Definition
A United States federal law, enacted in 1970, that requires federal agencies — including the FAA — to assess the environmental effects of their proposed actions before making decisions. Under NEPA, projects such as new airport construction, runway extensions, changes to airspace or flight procedures, and certain federally funded aviation projects must go through an environmental review, typically resulting in either an Environmental Assessment (EA) or a more detailed Environmental Impact Statement (EIS).
Plain English
A federal law that says government agencies must study the environmental impact of what they plan to do before they do it. In aviation, this is why new airport projects, runway changes, or new flight procedures often go through an environmental review.
Context Anchor
Seen in FAA acronym lists and in discussions about airport development, airspace changes, runway projects, or other FAA approvals that may need an environmental review.
Derivation
From 'national' (covering the whole country), 'environmental' (relating to the surroundings — air, water, land, communities), and 'policy act' (a law setting government policy).
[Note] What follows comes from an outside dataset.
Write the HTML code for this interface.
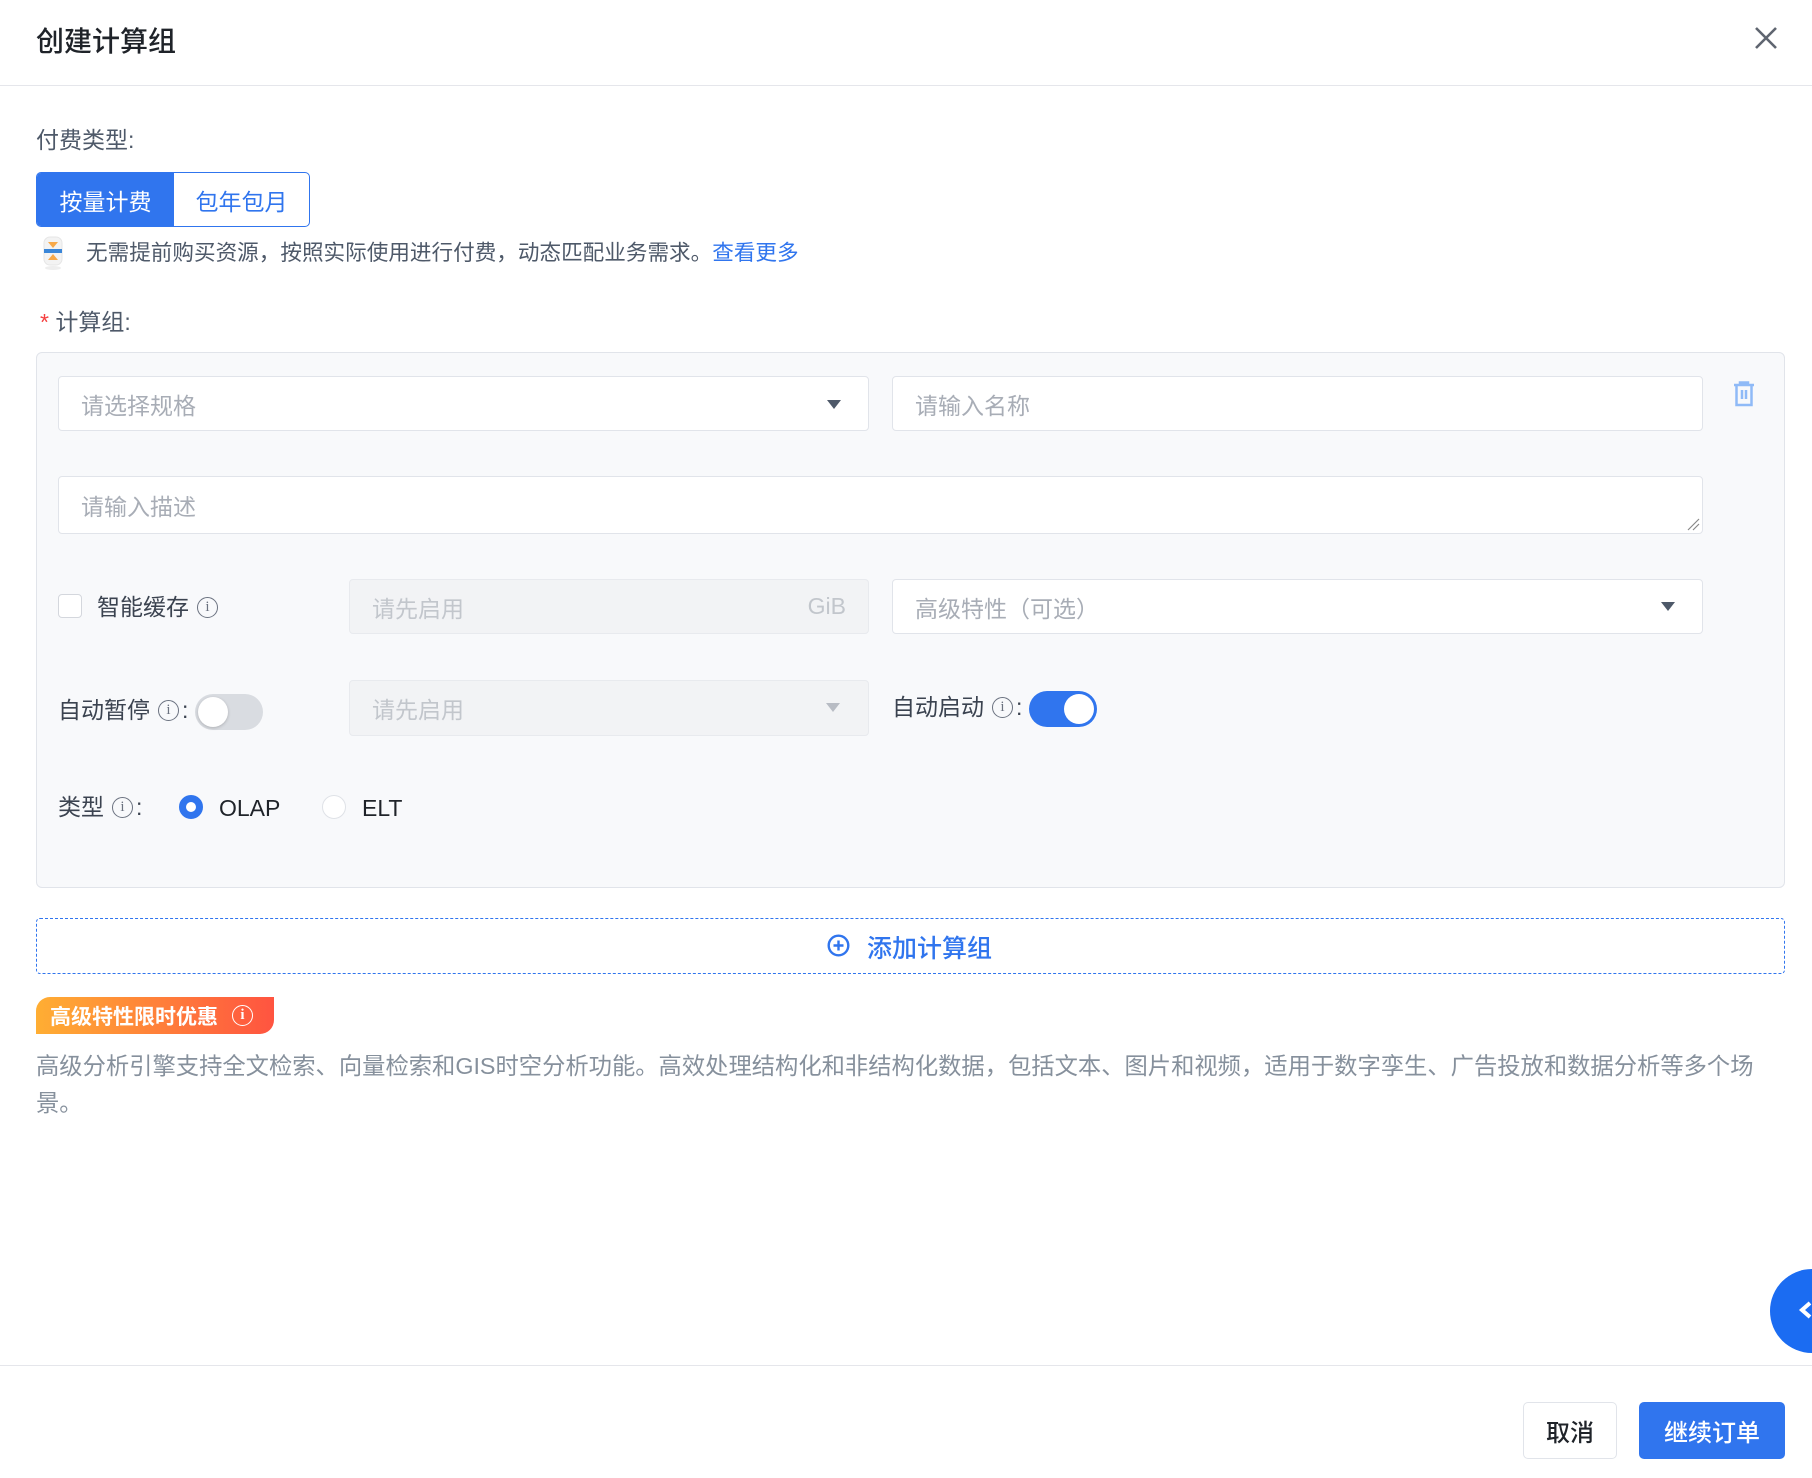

The name signals what it does: a nationwide law setting how the federal government must consider environmental effects.
Why Pilots Care
NEPA is the reason new airport projects, instrument procedures, and airspace modifications can take years to approve. Pilots involved in airport development, flight school expansion, or community discussions about aviation noise will encounter NEPA reviews directly.
Example Sentence 1
The proposed runway extension was delayed while the airport completed the environmental review required under NEPA.
Example Sentence 2
NEPA documentation sometimes affects where new flight procedures can be published near protected lands.